Elektronische Packungsbeilagen im Test
Die europäische Arzneimittelbehörde (EMA) hat auf einem speziellen Portal die ersten digitalen Beipackzettel veröffentlicht. Langfristig könnte die elektronischen Produktinformation (ePI) Pflicht werden.
Die Digitalisierung schreitet voran und wird nun auch für Medikamenten-Beipackzettel greifbar. Die EMA hat mitgeteilt, dass die ersten elektronischen Produktinformationen für ausgewählte Humanarzneimittel veröffentlicht worden sind. Weitere sind in Planung. Die ePIs entstehen im Rahmen des Projektes „Product Lifecycle Management Portal“. Es stellt bis Juli 2024 digitale Beipackzettel für 25 Produkte bereit und soll als Testlauf dienen: Wie können ePIs am besten in den medizinischen Alltag integriert und für alle Zielgruppen zugänglich gemacht werden?
Grundsätzlich liegen die Vorteile einer ePI für viele Fachleute auf der Hand: Aktualisierungen wären zum Beispiel schneller und unkomplizierter für Patienten und Patientinnen verfügbar. Außerdem könnten Beschäftigte in den Gesundheitsberufen jederzeit auf die Informationen zugreifen. Beispielsweise eine Pflegekraft müsste in häuslicher Umgebung nicht erst umständlich den ausgedruckten Beipackzettel zu einem Medikament suchen, wenn es eine Online-Version gäbe.
Mehr Sprachen und mehr Funktionen für die ePIs
Bislang sind die ePIs nur auf Englisch oder in der jeweiligen Landessprache verfügbar, also in Deutschland auf Deutsch. Der Zugang zu weiteren Sprachen ist aber ebenfalls Teil des EMA-Projektes. Das wäre ein wichtiger Service für Menschen mit Migrationshintergrund. Außerdem trügen zusätzliche Sprachen dazu bei, den Austausch von Arzneimitteln über Landesgrenzen hinweg zu erleichtern, etwa bei Lieferengpässen.
Auf dem „Product Lifecycle Management Portal" sind bislang ePIs zu den beiden europaweit zugelassenen Arzneimitteln Brukinsa (Wirkstoff Zanubrutinib) und Imatinib Teva (Wirkstoff Imatinib) verfügbar sowie zu weiteren Präparaten, deren Zulassung in dieser Form nur für ein bestimmtes Land gültig ist.

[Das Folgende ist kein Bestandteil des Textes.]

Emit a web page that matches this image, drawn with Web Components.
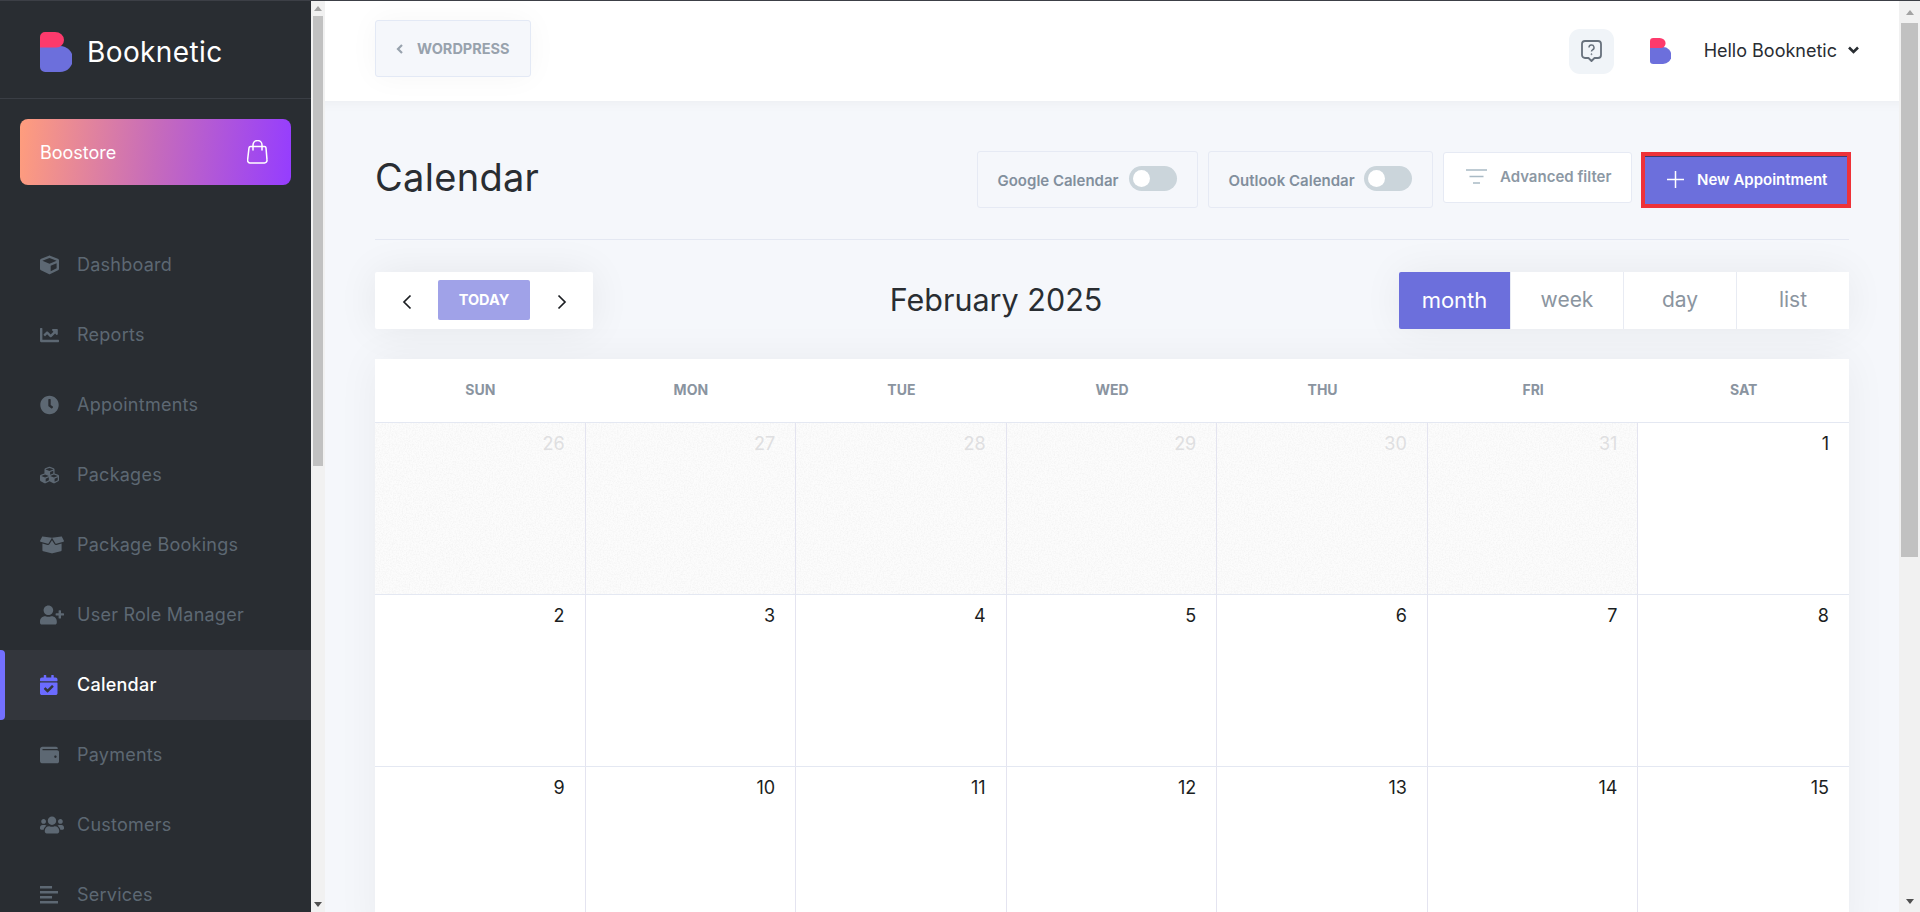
<!DOCTYPE html>
<html>
<head>
<meta charset="utf-8">
<title>Booknetic Calendar</title>
<style>
  html, body { margin: 0; height: 100%; overflow: hidden; }
  body { display: flex; flex-direction: column; background: #f5f7fb; font-family: Inter, sans-serif; }
  bk-app { flex: 1; min-height: 0; }
</style>
</head>
<body>
<bk-app></bk-app>

<script>
const POP = 'Inter, "Noto Sans", sans-serif';

const ICONS = {
  cube: ['0 0 512 512', 'M239.1 6.3l-208 78c-18.7 7-31.1 25-31.1 45v225.1c0 18.2 10.3 34.8 26.5 42.9l208 104c13.5 6.8 29.4 6.8 42.9 0l208-104c16.3-8.1 26.5-24.8 26.5-42.9V129.3c0-20-12.4-37.9-31.1-44.9l-208-78C262 2.2 250 2.2 239.1 6.3zM256 68.4l192 72v1.1l-192 78-192-78v-1.1l192-72zm32 356V275.5l160-65v133.9l-160 80z'],
  chart: ['0 0 512 512', 'M496 384H64V80c0-8.84-7.16-16-16-16H16C7.16 64 0 71.16 0 80v336c0 17.67 14.33 32 32 32h464c8.84 0 16-7.16 16-16v-32c0-8.84-7.16-16-16-16zM464 96H345.94c-21.38 0-32.09 25.85-16.97 40.97l32.4 32.4L288 242.75l-73.37-73.37c-12.5-12.5-32.76-12.5-45.25 0l-68.69 68.69c-6.25 6.25-6.25 16.38 0 22.63l22.62 22.62c6.25 6.25 16.38 6.25 22.63 0L192 237.25l73.37 73.37c12.5 12.5 32.76 12.5 45.25 0l96-96 32.4 32.4c15.12 15.12 40.97 4.41 40.97-16.97V112c.01-8.84-7.15-16-15.99-16z'],
  clock: ['0 0 512 512', 'M256,8C119,8,8,119,8,256S119,504,256,504,504,393,504,256,393,8,256,8Zm92.49,313h0l-20,25a16,16,0,0,1-22.49,2.5h0l-67-49.72a40,40,0,0,1-15-31.23V112a16,16,0,0,1,16-16h32a16,16,0,0,1,16,16V256l58,42.5A16,16,0,0,1,348.49,321Z'],
  cubes: ['0 0 512 512', 'M488.6 250.2L392 214V105.5c0-15-9.3-28.4-23.4-33.7l-100-37.5c-8.1-3.1-17.1-3.1-25.3 0l-100 37.5c-14.1 5.3-23.4 18.7-23.4 33.7V214l-96.6 36.2C9.3 255.5 0 268.9 0 283.9V394c0 13.6 7.7 26.1 19.9 32.2l100 50c10.1 5.1 22.1 5.1 32.2 0l103.9-52 103.9 52c10.1 5.1 22.1 5.1 32.2 0l100-50c12.2-6.1 19.9-18.6 19.9-32.2V283.9c0-15-9.3-28.4-23.4-33.7zM358 214.8l-85 31.9v-68.2l85-37v73.3zM154 104.1l102-38.2 102 38.2v.6l-102 41.4-102-41.4v-.6zm84 291.1l-85 42.5v-79.1l85-38.8v75.4zm0-112l-102 41.4-102-41.4v-.6l102-38.2 102 38.2v.6zm240 112l-85 42.5v-79.1l85-38.8v75.4zm0-112l-102 41.4-102-41.4v-.6l102-38.2 102 38.2v.6z'],
  box: ['0 0 640 512', 'M425.7 256c-16.9 0-32.8-9-41.4-23.4L320 126l-64.2 106.6c-8.7 14.5-24.6 23.5-41.5 23.5-4.5 0-9-.6-13.3-1.9L64 215v178c0 14.7 10 27.5 24.2 31l216.2 54.1c10.2 2.5 20.9 2.5 31 0L551.8 424c14.2-3.6 24.2-16.4 24.2-31V215l-137 39.1c-4.3 1.3-8.8 1.9-13.3 1.9zm212.6-112.2L586.8 41c-3.1-6.2-9.8-9.8-16.7-8.9L320 64l91.7 152.1c3.8 6.3 11.4 9.3 18.5 7.3l197.9-56.5c9.9-2.9 14.7-13.9 10.2-23.1zM53.2 41L1.7 143.8c-4.6 9.2.3 20.2 10.1 23l197.9 56.5c7.1 2 14.7-1 18.5-7.3L320 64 69.8 32.1c-6.9-.8-13.5 2.7-16.6 8.9z'],
  userplus: ['0 0 640 512', 'M624 208h-64v-64c0-8.8-7.2-16-16-16h-32c-8.8 0-16 7.2-16 16v64h-64c-8.8 0-16 7.2-16 16v32c0 8.8 7.2 16 16 16h64v64c0 8.8 7.2 16 16 16h32c8.8 0 16-7.2 16-16v-64h64c8.8 0 16-7.2 16-16v-32c0-8.8-7.2-16-16-16zm-400 48c70.7 0 128-57.3 128-128S294.7 0 224 0 96 57.3 96 128s57.3 128 128 128zm89.6 32h-16.7c-22.2 10.2-46.9 16-72.9 16s-50.6-5.8-72.9-16h-16.7C60.2 288 0 348.2 0 422.4V464c0 26.5 21.5 48 48 48h352c26.5 0 48-21.5 48-48v-41.6c0-74.2-60.2-134.4-134.4-134.4z'],
  calcheck: ['0 0 448 512', 'M436 160H12c-6.627 0-12-5.373-12-12v-36c0-26.51 21.49-48 48-48h48V12c0-6.627 5.373-12 12-12h40c6.627 0 12 5.373 12 12v52h128V12c0-6.627 5.373-12 12-12h40c6.627 0 12 5.373 12 12v52h48c26.51 0 48 21.49 48 48v36c0 6.627-5.373 12-12 12zM12 192h424c6.627 0 12 5.373 12 12v260c0 26.51-21.49 48-48 48H48c-26.51 0-48-21.49-48-48V204c0-6.627 5.373-12 12-12zm333.296 95.947l-28.169-28.398c-4.667-4.705-12.265-4.736-16.97-.068L194.122 364.665l-45.951-46.325c-4.667-4.705-12.265-4.736-16.97-.068l-28.398 28.17c-4.705 4.667-4.736 12.265-.068 16.97l82.601 83.269c4.667 4.705 12.265 4.736 16.97.068l142.92-141.833c4.705-4.667 4.736-12.265.068-16.97z'],
  wallet: ['0 0 512 512', 'M461.2 128H80c-8.84 0-16-7.16-16-16s7.16-16 16-16h384c8.84 0 16-7.16 16-16 0-26.51-21.49-48-48-48H64C28.65 32 0 60.65 0 96v320c0 35.35 28.65 64 64 64h397.2c28.02 0 50.8-21.53 50.8-48V176c0-26.47-22.78-48-50.8-48zM416 336c-17.67 0-32-14.33-32-32s14.33-32 32-32 32 14.33 32 32-14.33 32-32 32z'],
  users: ['0 0 640 512', 'M96 224c35.3 0 64-28.7 64-64s-28.7-64-64-64-64 28.7-64 64 28.7 64 64 64zm448 0c35.3 0 64-28.7 64-64s-28.7-64-64-64-64 28.7-64 64 28.7 64 64 64zm32 32h-64c-17.6 0-33.5 7.1-45.1 18.6 40.3 22.1 68.9 62 75.1 109.4h66c17.7 0 32-14.3 32-32v-32c0-35.3-28.7-64-64-64zm-256 0c61.9 0 112-50.1 112-112S381.9 32 320 32 208 82.1 208 144s50.1 112 112 112zm76.8 32h-8.3c-20.8 10-43.9 16-68.5 16s-47.6-6-68.5-16h-8.3C179.6 288 128 339.6 128 403.2V432c0 26.5 21.5 48 48 48h288c26.5 0 48-21.5 48-48v-28.8c0-63.6-51.6-115.2-115.2-115.2zm-223.7-13.4C161.5 263.1 145.6 256 128 256H64c-35.3 0-64 28.7-64 64v32c0 17.7 14.3 32 32 32h65.9c6.3-47.4 34.9-87.3 75.2-109.4z'],
  lines: ['0 0 448 448', 'M0 0h300v60H0zM0 125h448v60H0zM0 250h300v60H0zM0 375h448v60H0z']
};

function icon(name, w, h, fill) {
  const [vb, d] = ICONS[name];
  return `<svg width="${w}" height="${h}" viewBox="${vb}" fill="${fill}" preserveAspectRatio="xMinYMid meet"><path d="${d}"/></svg>`;
}

class BkLogo extends HTMLElement {
  connectedCallback() {
    const h = this.getAttribute('size') || 40;
    this.attachShadow({ mode: 'open' }).innerHTML = `
      <style>:host { display: block; line-height: 0; }</style>
      <svg height="${h}" width="${h * 0.8}" viewBox="0 0 32 40">
        <path fill="#6c6fdc" d="M0 14h20a13 13 0 0 1 0 26H5a5 5 0 0 1-5-5z"/>
        <path fill="#fd3a6c" d="M0 5a5 5 0 0 1 5-5h10a9 8 0 0 1 9 8v0a7.500 7.500 0 0 1-7.500 7.500H0z"/>
      </svg>`;
  }
}
customElements.define('bk-logo', BkLogo);

// classic windows style scrollbar, the reference has two of them
class BkScrollbar extends HTMLElement {
  connectedCallback() {
    const thumb = this.getAttribute('thumb');
    const arrow = this.getAttribute('arrow') || 15;
    this.attachShadow({ mode: 'open' }).innerHTML = `
      <style>
        :host { display: flex; flex-direction: column; align-items: stretch; flex: none; background: #f1f1f1; box-sizing: border-box; padding: 0 2px; }
        .arrow { height: ${arrow}px; flex: none; display: flex; align-items: center; justify-content: center; }
        .up { border: 4px solid transparent; border-top: 0; border-bottom: 5px solid #a3a3a3; width: 0; height: 0; }
        .down { border: 4px solid transparent; border-bottom: 0; border-top: 5px solid #505050; width: 0; height: 0; }
        .track { flex: 1; min-height: 0; }
        .thumb { background: #c1c1c1; height: ${thumb}px; }
      </style>
      <div class="arrow"><div class="up"></div></div>
      <div class="track"><div class="thumb"></div></div>
      <div class="arrow"><div class="down"></div></div>`;
  }
}
customElements.define('bk-scrollbar', BkScrollbar);

class BkNavItem extends HTMLElement {
  connectedCallback() {
    const active = this.hasAttribute('active');
    const w = this.getAttribute('w') || 19;
    this.attachShadow({ mode: 'open' }).innerHTML = `
      <style>
        :host { display: flex; align-items: center; height: 70px; padding-left: 40px; flex: none; position: relative; color: #5d6873; font: 400 18px ${POP}; letter-spacing: .25px; }
        :host([active]) { background: #33363c; color: #fff; font-weight: 500; }
        :host([active])::before { content: ''; position: absolute; left: 0; top: 0; bottom: 0; width: 5px; background: #7470ff; border-radius: 0 4px 4px 0; }
        .ic { width: 37px; flex: none; display: flex; align-items: center; line-height: 0; }
        .t { margin-top: -2px; }
      </style>
      <span class="ic">${icon(this.getAttribute('icon'), w, 20, active ? '#6b6bff' : '#5d6873')}</span>
      <span class="t"><slot></slot></span>`;
  }
}
customElements.define('bk-nav-item', BkNavItem);

class BkSidebar extends HTMLElement {
  connectedCallback() {
    this.attachShadow({ mode: 'open' }).innerHTML = `
      <style>
        :host { display: flex; flex-direction: column; width: 311px; flex: none; background: #292d32; overflow: hidden; }
        .brand { height: 98px; box-sizing: border-box; flex: none; border-bottom: 1px solid #3a3e45; display: flex; align-items: center; padding: 5px 0 0 40px; gap: 15px; color: #fff; font: 400 28px Inter, sans-serif; letter-spacing: .4px; }
        .store { margin: 20px 20px 0; height: 66px; flex: none; border-radius: 8px; background: linear-gradient(95deg, #ff9d7d 0%, #c66bbb 50%, #953dff 100%); display: flex; align-items: center; justify-content: space-between; padding: 0 23px 0 20px; color: #fff; font: 400 18px ${POP}; }
        nav { display: flex; flex-direction: column; margin-top: 45px; }
      </style>
      <div class="brand"><bk-logo></bk-logo><span>Booknetic</span></div>
      <div class="store">
        <span>Boostore</span>
        <svg width="21" height="24" viewBox="0 0 21 24" fill="none" stroke="#fff" stroke-width="1.500" stroke-linecap="round" stroke-linejoin="round"><path d="M3.500 7h14a1.500 1.500 0 0 1 1.500 1.300l1 12a2.600 2.600 0 0 1-2.600 3H3a2.600 2.600 0 0 1-2.400-3l1.400-12A1.500 1.500 0 0 1 3.500 7z" transform="translate(0 -.4)"/><path d="M6 10V5a4.500 4.500 0 0 1 9 0v5"/></svg>
      </div>
      <nav>
        <bk-nav-item icon="cube">Dashboard</bk-nav-item>
        <bk-nav-item icon="chart">Reports</bk-nav-item>
        <bk-nav-item icon="clock">Appointments</bk-nav-item>
        <bk-nav-item icon="cubes">Packages</bk-nav-item>
        <bk-nav-item icon="box" w="24">Package Bookings</bk-nav-item>
        <bk-nav-item icon="userplus" w="24">User Role Manager</bk-nav-item>
        <bk-nav-item icon="calcheck" w="18" active>Calendar</bk-nav-item>
        <bk-nav-item icon="wallet">Payments</bk-nav-item>
        <bk-nav-item icon="users" w="24">Customers</bk-nav-item>
        <bk-nav-item icon="lines" w="18">Services</bk-nav-item>
      </nav>`;
  }
}
customElements.define('bk-sidebar', BkSidebar);

class BkTopbar extends HTMLElement {
  connectedCallback() {
    this.attachShadow({ mode: 'open' }).innerHTML = `
      <style>
        :host { display: flex; align-items: center; height: 100px; flex: none; background: #fff; padding: 0 40px 0 50px; box-sizing: border-box; position: relative; }
        .wp { width: 156px; height: 57px; margin-top: -5px; box-sizing: border-box; border: 1px solid #e3e9f5; border-radius: 3px; background: #f5f7fb; box-shadow: 0 0 30px rgba(0,0,0,.04); display: flex; align-items: center; padding-left: 20px; gap: 13px; color: #98a2ad; font: 700 14.500px ${POP}; }
        .right { margin-left: auto; display: flex; align-items: center; }
        .help { width: 45px; height: 45px; border-radius: 11px; background: #f0f4f8; display: flex; align-items: center; justify-content: center; }
        bk-logo { margin: -1px 0 0 36px; }
        .hello { margin: -2px 0 0 33px; font: 400 18px ${POP}; color: #292d32; }
        .caret { margin: -2px 0 0 11px; line-height: 0; }
      </style>
      <div class="wp">
        <svg width="8" height="10" viewBox="0 0 8 10" fill="none" stroke="#98a2ad" stroke-width="2.200"><path d="M6 1L2 5l4 4"/></svg>
        <span>WORDPRESS</span>
      </div>
      <div class="right">
        <div class="help">
          <svg width="21" height="22" viewBox="0 0 21 22" fill="none" stroke="#67717c" stroke-width="1.800" stroke-linejoin="round"><path d="M4 1h13a3 3 0 0 1 3 3v11a3 3 0 0 1-3 3h-3.500l-3 3-3-3H4a3 3 0 0 1-3-3V4a3 3 0 0 1 3-3z"/><path d="M8 7.500a2.500 2.500 0 1 1 3.500 2.300c-.7.400-1 .8-1 1.700" stroke-width="1.500"/><circle cx="10.500" cy="14.200" r=".5" stroke-width="1"/></svg>
        </div>
        <bk-logo size="26"></bk-logo>
        <span class="hello">Hello Booknetic</span>
        <span class="caret"><svg width="11" height="8" viewBox="0 0 11 8" fill="none" stroke="#292d32" stroke-width="2.600"><path d="M1 1.500l4.500 4.500L10 1.500"/></svg></span>
      </div>`;
  }
}
customElements.define('bk-topbar', BkTopbar);

class BkToggleBox extends HTMLElement {
  connectedCallback() {
    this.attachShadow({ mode: 'open' }).innerHTML = `
      <style>
        :host { display: flex; align-items: center; justify-content: space-between; height: 57px; flex: none; box-sizing: border-box; border: 1px solid #e6eaf4; border-radius: 3px; padding: 0 20px 0 19.500px; color: #828f9d; font: 600 15px Inter, sans-serif; width: ${this.getAttribute('w')}px; }
        .t { padding-top: 2px; }
        .sw { width: 48px; height: 25px; margin-top: -3px; border-radius: 13px; background: #cbd5db; position: relative; flex: none; }
        .sw::after { content: ''; position: absolute; left: 4px; top: 4px; width: 17px; height: 17px; border-radius: 50%; background: #fff; }
      </style>
      <span class="t"><slot></slot></span><span class="sw"></span>`;
  }
}
customElements.define('bk-toggle-box', BkToggleBox);

class BkPageHead extends HTMLElement {
  connectedCallback() {
    this.attachShadow({ mode: 'open' }).innerHTML = `
      <style>
        :host { display: flex; align-items: flex-start; height: 88px; flex: none; border-bottom: 1px solid #e4e8f2; }
        h1 { margin: 0; padding-top: 3px; font: 400 38px/46px ${POP}; letter-spacing: .3px; color: #292d32; }
        .tools { margin-left: auto; display: flex; align-items: flex-start; gap: 10px; margin-right: -2px; }
        .filter { width: 189px; height: 51px; margin-top: 1px; box-sizing: border-box; background: #fff; border: 1px solid #e6eaf4; border-radius: 3px; display: flex; align-items: center; padding: 0 0 2px 22px; gap: 13px; color: #8c98a4; font: 600 15px Inter, sans-serif; }
        .new { width: 210px; height: 56px; margin: 1px 0 0 -1px; box-sizing: border-box; border: 4px solid #ee3238; background: #6c6fdc; color: #fff; display: flex; align-items: center; padding: 0 0 2px 22px; gap: 13px; font: 600 15px Inter, sans-serif; box-shadow: inset 0 1px 0 #3a3a70; }
      </style>
      <h1>Calendar</h1>
      <div class="tools">
        <bk-toggle-box w="221">Google Calendar</bk-toggle-box>
        <bk-toggle-box w="225">Outlook Calendar</bk-toggle-box>
        <div class="filter">
          <svg width="21" height="15" viewBox="0 0 21 15" fill="none" stroke="#a9bac5" stroke-width="1.700"><path d="M0 1h21M3.500 7.500h14M7 14h7"/></svg>
          <span>Advanced filter</span>
        </div>
        <div class="new">
          <svg width="17" height="17" viewBox="0 0 17 17" stroke="#fff" stroke-width="1.500"><path d="M8.500 0v17M0 8.500h17"/></svg>
          <span>New Appointment</span>
        </div>
      </div>`;
  }
}
customElements.define('bk-page-head', BkPageHead);

class BkCalToolbar extends HTMLElement {
  connectedCallback() {
    this.attachShadow({ mode: 'open' }).innerHTML = `
      <style>
        :host { display: flex; justify-content: space-between; align-items: center; height: 57px; margin-top: 32px; flex: none; }
        .nav { width: 218px; height: 57px; background: #fff; border-radius: 2px; box-shadow: 0 0 40px rgba(0,0,0,.07); display: flex; align-items: center; justify-content: space-between; padding: 0 26px 0 27px; box-sizing: border-box; }
        .today { width: 92px; height: 40px; border-radius: 2px; background: #a0a2e8; color: #fff; font: 700 14.500px ${POP}; display: flex; align-items: center; justify-content: center; margin: -2px 1px 0 0; }
        .nav svg { margin-top: 2px; }
        .title { font: 400 30.500px ${POP}; color: #292d32; margin-top: -2px; }
        .views { display: flex; width: 450px; height: 57px; box-shadow: 0 0 40px rgba(0,0,0,.06); border-radius: 2px; }
        .views span { flex: 1; display: flex; align-items: center; justify-content: center; padding-bottom: 2px; background: #fff; border-left: 1px solid #e8ebf3; color: #8b95a0; font: 400 21px ${POP}; box-sizing: border-box; }
        .views span.on { background: #6c6fdc; color: #fff; border-left: 0; border-radius: 2px 0 0 2px; flex: none; width: 111px; font-size: 22px; }
      </style>
      <div class="nav">
        <svg width="10" height="16" viewBox="0 0 10 16" fill="none" stroke="#1b1e22" stroke-width="1.700"><path d="M8.500 1.500L2 8l6.500 6.500"/></svg>
        <div class="today">TODAY</div>
        <svg width="10" height="16" viewBox="0 0 10 16" fill="none" stroke="#1b1e22" stroke-width="1.700"><path d="M1.500 1.500L8 8l-6.500 6.500"/></svg>
      </div>
      <div class="title">February 2025</div>
      <div class="views"><span class="on">month</span><span>week</span><span>day</span><span>list</span></div>`;
  }
}
customElements.define('bk-cal-toolbar', BkCalToolbar);

class BkCalendar extends HTMLElement {
  connectedCallback() {
    const days = ['SUN', 'MON', 'TUE', 'WED', 'THU', 'FRI', 'SAT'];
    const cells = [
      [26, 1], [27, 1], [28, 1], [29, 1], [30, 1], [31, 1], [1, 0],
      [2, 0], [3, 0], [4, 0], [5, 0], [6, 0], [7, 0], [8, 0],
      [9, 0], [10, 0], [11, 0], [12, 0], [13, 0], [14, 0], [15, 0]
    ];
    this.attachShadow({ mode: 'open' }).innerHTML = `
      <style>
        :host { display: block; margin-top: 30px; flex: none; background: #fff; box-shadow: 0 0 40px rgba(0,0,0,.05); }
        .grid { display: grid; grid-template-columns: repeat(7, 1fr); }
        .th { height: 64px; padding-bottom: 3px; box-sizing: border-box; display: flex; align-items: center; justify-content: center; color: #8a94a0; font: 700 14px ${POP}; border-bottom: 1px solid #e4e8f2; }
        .td { box-sizing: content-box; border-bottom: 1px solid #e4e8f2; border-right: 1px solid #e4e4f0; padding: 8px 20px 0 0; height: 163px; text-align: right; font: 400 18px/26px ${POP}; color: #1b1e22; position: relative; }
        .td:nth-child(7n) { border-right: 0; }
        .td.off { color: #dfdfe1; background: #fcfcfc; }
        .td.off svg { position: absolute; inset: 0; width: 100%; height: 100%; }
        .td span { position: relative; }
      </style>
      <svg width="0" height="0" style="position:absolute"><filter id="grain" x="0" y="0" width="100%" height="100%"><feTurbulence type="fractalNoise" baseFrequency=".7" numOctaves="3" seed="4"/><feColorMatrix values="0 0 0 0 .55  0 0 0 0 .55  0 0 0 0 .55  0 0 0 .3 -.11"/></filter></svg>
      <div class="grid">
        ${days.map(d => `<div class="th">${d}</div>`).join('')}
      </div>
      <div class="grid">
        ${cells.map(([n, off]) => `<div class="td${off ? ' off' : ''}">${off ? '<svg><rect width="100%" height="100%" filter="url(#grain)"/></svg>' : ''}<span>${n}</span></div>`).join('')}
      </div>`;
  }
}
customElements.define('bk-calendar', BkCalendar);

class BkApp extends HTMLElement {
  connectedCallback() {
    this.attachShadow({ mode: 'open' }).innerHTML = `
      <style>
        :host { display: flex; height: 100%; border-top: 1px solid #3c3f46; box-sizing: border-box; overflow: hidden; }
        main { flex: 1; min-width: 0; display: flex; flex-direction: column; overflow: hidden; background: #f5f7fb; }
        .content { padding: 50px 50px 0; display: flex; flex-direction: column; flex: 1; min-height: 0; box-shadow: inset 0 12px 14px -12px rgba(0,0,0,.05); }
      </style>
      <bk-sidebar></bk-sidebar>
      <bk-scrollbar thumb="450" style="width:14px"></bk-scrollbar>
      <main>
        <bk-topbar></bk-topbar>
        <div class="content">
          <bk-page-head></bk-page-head>
          <bk-cal-toolbar></bk-cal-toolbar>
          <bk-calendar></bk-calendar>
        </div>
      </main>
      <bk-scrollbar thumb="534" arrow="22" style="width:21px"></bk-scrollbar>`;
  }
}
customElements.define('bk-app', BkApp);
</script>
</body>
</html>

Diese ersten ePIs sind auch wichtig, um technische Abläufe zu prüfen. Denn die EMA hat eine Seite eingerichtet, auf der sie Informationen über Schnittstellen für Softwareentwickler bereitstellt. Das erleichtert die Einbettung der elektronischen Packungsbeilage in bestehende Systeme. Zusätzliche Services wie automatische Aktualisierungsbenachrichtigungen, unterstützende Videos, Audioinhalte und Online-Tools zur Meldung von Nebenwirkungen wären denkbar.
In Deutschland haben sich einige pharmazeutische Unternehmen zusammengeschlossen, um das Pilotprojekt „Gebrauchsinformation 4.0“ auf den Weg zu bringen, das sich der praktischen Umsetzung der ePIs widmet. Ein Teilbereich ist eine eigene App, auf der die Packungsbeilagen einsehbar sind.
Arbeit für Apothekenteams?
Die EU-Kommission hat bereits angedeutet, dass eine ePI-Pflicht für jedes Medikament denkbar wäre. Diese käme aber nicht vor dem Jahr 2035. Das Recht auf eine ausgedruckte Version sollen Patienten und Patientinnen allerdings behalten. Gegebenenfalls wäre es dann Aufgabe der Apotheken-Teams, den Beipackzettel in der gewünschten Sprache auszudrucken.